Tananarive Due's new novel, Blood Colony, will be out in June of this year. I can't wait to read that - it's the third in a series that I love.

She co-authored, with Blair Underwood and her husband, Steven Barnes, Casanegra. The mystery novel is the first in a series and the second will be out in September. Blair was quoted somewhere recently - unfortunately I can't remember where! - and mentioned his second novel would be out in September. He did not mention his co-authors, but I'm sure that's just because of space.

Tuesday, March 04, 2008

Random author events to share

Chris Abani will speak in Orlando on Thursday (3/6).

Check out Carleen Brice (Orange Mint and Honey) tour schedule.

And there's an interview on Bookslut with Natasha Trethewey.

Fact Checkers need not apply

This is really wild. It amazes me that there was such limited fact-checking on this story about a biracial (white and Native) woman's gangland memoir. Especially now, when some of the research is or should be so much easier with eletronic databases. I wonder how many publishers are scrambling to cover bases on recently published or about-to-be-published memoirs.

If you haven't heard about this, read or listen to stories about Love and Consequences, a completely fake memoir published last week. To good reviews.
NYTimes story (different than above)
Galley Cat surveys the reactions
NPR's report

I wonder ...
If the book would have gotten so much attention, or even been published if it was a Black woman's story?
Would it have been fact checked more closely?
Was the story marketable mostly because the woman is part white and looks white?
It's interesting to me that in some ways this seems like a story that boils down to:
Woman Raised by Wolves [Black people] Tells Story.
Somehow, telling her story as the outsider raised by the outsiders/savages, was really a good sell for her, her agent and publishing company. And no, I haven't read it, just riffing off the coverage and descriptions so far.

What do you think?

Monday, March 03, 2008

This and that for Monday

I can't wait to get a copy of Incognegro, by Mat Johnson. A graphic novel about passing? That is so in my vein - not to mention how many times I said "incognegro" in my 20s. It will be my first graphic novel, though. Read the review in the NYTimes.

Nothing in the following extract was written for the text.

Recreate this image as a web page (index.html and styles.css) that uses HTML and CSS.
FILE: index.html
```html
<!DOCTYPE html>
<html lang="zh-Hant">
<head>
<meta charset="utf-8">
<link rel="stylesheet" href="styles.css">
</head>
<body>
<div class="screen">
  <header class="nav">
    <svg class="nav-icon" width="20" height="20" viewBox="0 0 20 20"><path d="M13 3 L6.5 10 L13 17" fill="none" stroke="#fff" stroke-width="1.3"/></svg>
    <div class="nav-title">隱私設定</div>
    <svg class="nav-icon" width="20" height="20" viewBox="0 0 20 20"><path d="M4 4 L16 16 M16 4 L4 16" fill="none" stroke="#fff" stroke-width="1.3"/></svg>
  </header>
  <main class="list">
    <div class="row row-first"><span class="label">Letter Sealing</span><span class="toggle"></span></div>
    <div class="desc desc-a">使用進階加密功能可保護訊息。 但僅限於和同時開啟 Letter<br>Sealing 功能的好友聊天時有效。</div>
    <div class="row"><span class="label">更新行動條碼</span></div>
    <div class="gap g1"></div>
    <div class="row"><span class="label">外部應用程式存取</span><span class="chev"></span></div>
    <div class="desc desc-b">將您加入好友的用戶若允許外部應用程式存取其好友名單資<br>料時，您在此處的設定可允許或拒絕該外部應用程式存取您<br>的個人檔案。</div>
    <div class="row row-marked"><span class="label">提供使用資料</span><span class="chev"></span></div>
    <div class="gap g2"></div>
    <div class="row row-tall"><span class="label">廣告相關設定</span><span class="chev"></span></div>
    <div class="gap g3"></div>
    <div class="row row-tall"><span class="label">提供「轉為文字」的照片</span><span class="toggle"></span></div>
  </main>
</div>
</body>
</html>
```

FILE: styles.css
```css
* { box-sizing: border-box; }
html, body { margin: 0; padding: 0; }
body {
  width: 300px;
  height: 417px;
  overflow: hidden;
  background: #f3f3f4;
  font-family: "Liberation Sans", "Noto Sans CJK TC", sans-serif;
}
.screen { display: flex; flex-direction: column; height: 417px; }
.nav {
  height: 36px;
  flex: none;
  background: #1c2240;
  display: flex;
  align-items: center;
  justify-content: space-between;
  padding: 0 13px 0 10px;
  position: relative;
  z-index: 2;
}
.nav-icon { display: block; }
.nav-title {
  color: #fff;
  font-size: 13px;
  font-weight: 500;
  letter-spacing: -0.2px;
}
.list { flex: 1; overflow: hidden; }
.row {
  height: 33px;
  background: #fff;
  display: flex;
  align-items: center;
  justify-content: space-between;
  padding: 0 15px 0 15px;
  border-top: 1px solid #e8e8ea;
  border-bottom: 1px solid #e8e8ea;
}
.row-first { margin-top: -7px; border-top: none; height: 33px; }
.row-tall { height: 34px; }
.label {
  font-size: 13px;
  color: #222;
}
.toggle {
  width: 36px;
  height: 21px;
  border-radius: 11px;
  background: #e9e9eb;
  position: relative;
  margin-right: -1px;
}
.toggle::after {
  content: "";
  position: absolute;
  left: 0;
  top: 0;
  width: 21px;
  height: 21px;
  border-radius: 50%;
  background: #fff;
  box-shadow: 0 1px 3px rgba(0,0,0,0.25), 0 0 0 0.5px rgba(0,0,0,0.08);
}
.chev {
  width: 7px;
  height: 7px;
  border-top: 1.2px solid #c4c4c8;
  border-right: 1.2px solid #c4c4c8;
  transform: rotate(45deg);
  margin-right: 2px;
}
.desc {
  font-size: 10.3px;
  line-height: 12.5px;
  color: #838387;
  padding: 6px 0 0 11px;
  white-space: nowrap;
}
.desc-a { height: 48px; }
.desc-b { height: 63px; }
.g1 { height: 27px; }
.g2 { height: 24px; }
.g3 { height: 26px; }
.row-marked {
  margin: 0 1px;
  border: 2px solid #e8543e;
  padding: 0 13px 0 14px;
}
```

Things I shouldn't have access to: mobile access to Amazon.com. That's not even right. I try to forget that I can get there from my phone, because it's too, too easy to buy. And we don't have enough shelves at the moment.

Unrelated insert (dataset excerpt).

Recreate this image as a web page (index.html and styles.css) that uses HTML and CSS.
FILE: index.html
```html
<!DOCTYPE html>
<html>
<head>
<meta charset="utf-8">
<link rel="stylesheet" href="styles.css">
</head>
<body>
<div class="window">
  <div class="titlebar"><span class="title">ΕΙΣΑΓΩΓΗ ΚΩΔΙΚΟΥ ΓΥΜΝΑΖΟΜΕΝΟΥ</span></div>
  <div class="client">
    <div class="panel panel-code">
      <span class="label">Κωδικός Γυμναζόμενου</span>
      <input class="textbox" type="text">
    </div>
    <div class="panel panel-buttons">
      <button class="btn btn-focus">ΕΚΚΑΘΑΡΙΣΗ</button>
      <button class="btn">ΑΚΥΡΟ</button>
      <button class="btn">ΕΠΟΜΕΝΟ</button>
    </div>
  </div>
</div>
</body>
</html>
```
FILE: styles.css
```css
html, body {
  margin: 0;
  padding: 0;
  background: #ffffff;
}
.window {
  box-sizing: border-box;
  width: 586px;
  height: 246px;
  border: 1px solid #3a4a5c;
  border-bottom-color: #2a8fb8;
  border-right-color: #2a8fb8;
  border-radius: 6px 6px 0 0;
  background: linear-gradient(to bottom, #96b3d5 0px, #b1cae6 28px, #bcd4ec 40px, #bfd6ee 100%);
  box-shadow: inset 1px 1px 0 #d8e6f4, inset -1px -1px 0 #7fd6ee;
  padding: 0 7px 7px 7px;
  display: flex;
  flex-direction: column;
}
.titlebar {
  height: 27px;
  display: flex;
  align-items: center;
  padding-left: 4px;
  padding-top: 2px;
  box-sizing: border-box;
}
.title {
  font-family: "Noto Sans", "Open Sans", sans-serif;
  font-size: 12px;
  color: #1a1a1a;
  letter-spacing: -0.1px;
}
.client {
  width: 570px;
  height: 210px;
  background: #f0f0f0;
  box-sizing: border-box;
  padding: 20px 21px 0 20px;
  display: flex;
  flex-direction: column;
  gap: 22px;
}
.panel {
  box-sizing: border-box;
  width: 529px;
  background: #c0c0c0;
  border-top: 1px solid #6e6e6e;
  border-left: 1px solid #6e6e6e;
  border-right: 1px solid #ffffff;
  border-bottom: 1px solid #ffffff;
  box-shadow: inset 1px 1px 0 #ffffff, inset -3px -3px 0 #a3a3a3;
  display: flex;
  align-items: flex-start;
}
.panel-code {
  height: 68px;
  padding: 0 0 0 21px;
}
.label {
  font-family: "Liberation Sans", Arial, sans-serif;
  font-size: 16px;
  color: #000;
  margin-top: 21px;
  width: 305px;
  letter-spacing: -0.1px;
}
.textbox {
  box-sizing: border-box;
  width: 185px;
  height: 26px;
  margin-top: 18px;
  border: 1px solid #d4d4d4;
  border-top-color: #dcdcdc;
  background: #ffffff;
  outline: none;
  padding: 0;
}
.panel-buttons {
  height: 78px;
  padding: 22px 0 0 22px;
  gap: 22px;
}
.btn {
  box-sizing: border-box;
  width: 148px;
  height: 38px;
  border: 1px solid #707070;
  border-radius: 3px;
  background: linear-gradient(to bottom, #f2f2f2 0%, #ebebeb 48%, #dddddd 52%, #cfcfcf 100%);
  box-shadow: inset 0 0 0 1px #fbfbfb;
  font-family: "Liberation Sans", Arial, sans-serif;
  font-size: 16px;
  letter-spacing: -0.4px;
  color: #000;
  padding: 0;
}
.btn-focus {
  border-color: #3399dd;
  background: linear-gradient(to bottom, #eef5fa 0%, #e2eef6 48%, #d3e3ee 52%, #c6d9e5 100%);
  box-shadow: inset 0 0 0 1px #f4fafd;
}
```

Tuesday, February 26, 2008

Quick hits on a couple of resources

Deberry/Grant - the two-woman writing team - has a new book out, Gotta Keep on Tryin'. It's the sequel to their first novel.

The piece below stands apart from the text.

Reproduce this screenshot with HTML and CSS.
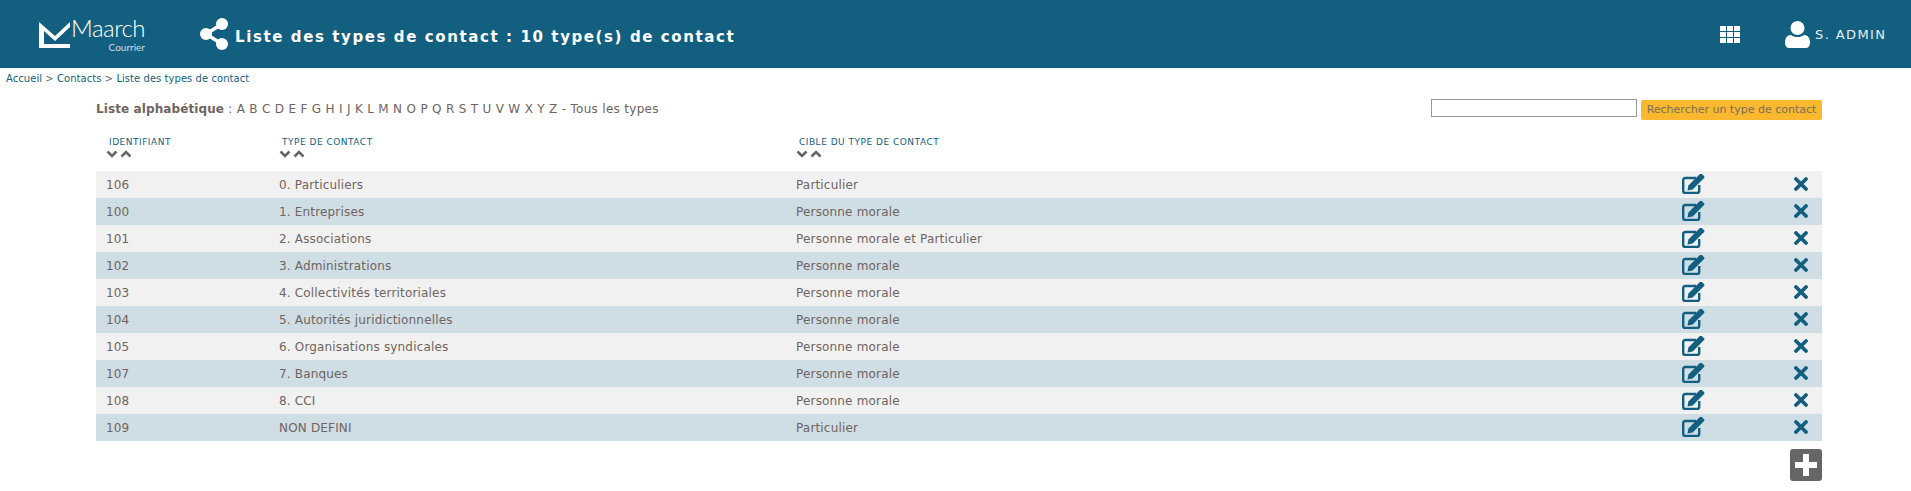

And on their blog, they referenced Connie Briscoe's blog - which is fabulous! She is interviewing authors and publicists. Recent interviews include Deberry/Grant, Lolita Files (who also has a blog) and Connie writes about writing. Go see - and bookmark it.

An unfinished work by Richard Wright has been pieced together and published. Tayari Jones says - leave dead authors' work alone.

Here's the review of the book, A Father's Law, from the NYTimes.

And from the review:

But context is one thing; text is another. In this case, text threatens to ambush context before context even gets to town. “A Father’s Law” is not simply an unfinished novel; it is an unfinished novel in abject need of revision. Its flaws are so many and so foregrounded that they all but dare the reader to work through them and engage the ideas with which Wright was grappling. Without having first read his thunderous classics, one might plausibly dismiss this author as a tendentious, technically naïve amateur and disdain the works that made him indispensable in American letters.

Friday, February 22, 2008

This and that

Mark Sarvas posted a link to an article in the Los Angeles Wave about African American authors, serious literature and the important role Black booksellers and independent publishers play in promoting our authors. Rosie Milligan, founder of Black Writers on Tour, and James Fugate of Eso Won books are quoted.
Read it here: Extending their shelf lives

Want more on the concerns about serious Black literature and street lit?

Check out the notes from the ringshout group - a new group that launched this year.

Their members have been writing about it, including Bridgett Davis' essay on theroot.com - which I haven't read yet, but will.

Thanks to Eisa Ulen for the links - she is a ringshout founder as well.

Wednesday, February 20, 2008

Promotion find of the day

I saw a reference recently to a site, www.bookmovement.com, that I hadn't heard of in all my trolling for book-related stuff. So I'm sharing it in case you haven't heard of it either.

Book Movement is a site for book clubs and allows clubs and members to list and rank the books that they're reading. So the site turns that into lists of the popular books among book clubs.

I searched a couple of African American authors names - by no means an exhaustive list, just a casual search.
Here's what I found on the site - titles by:
Pearl Cleage
Christopher Abani
Alice Walker
Carl Weber
Anthony Grooms
Walter Mosley

I didn't see anyway for authors to feed in to the system - other than paying for featured placement. But perhaps it would be a tool worth mentioning to fans in book clubs.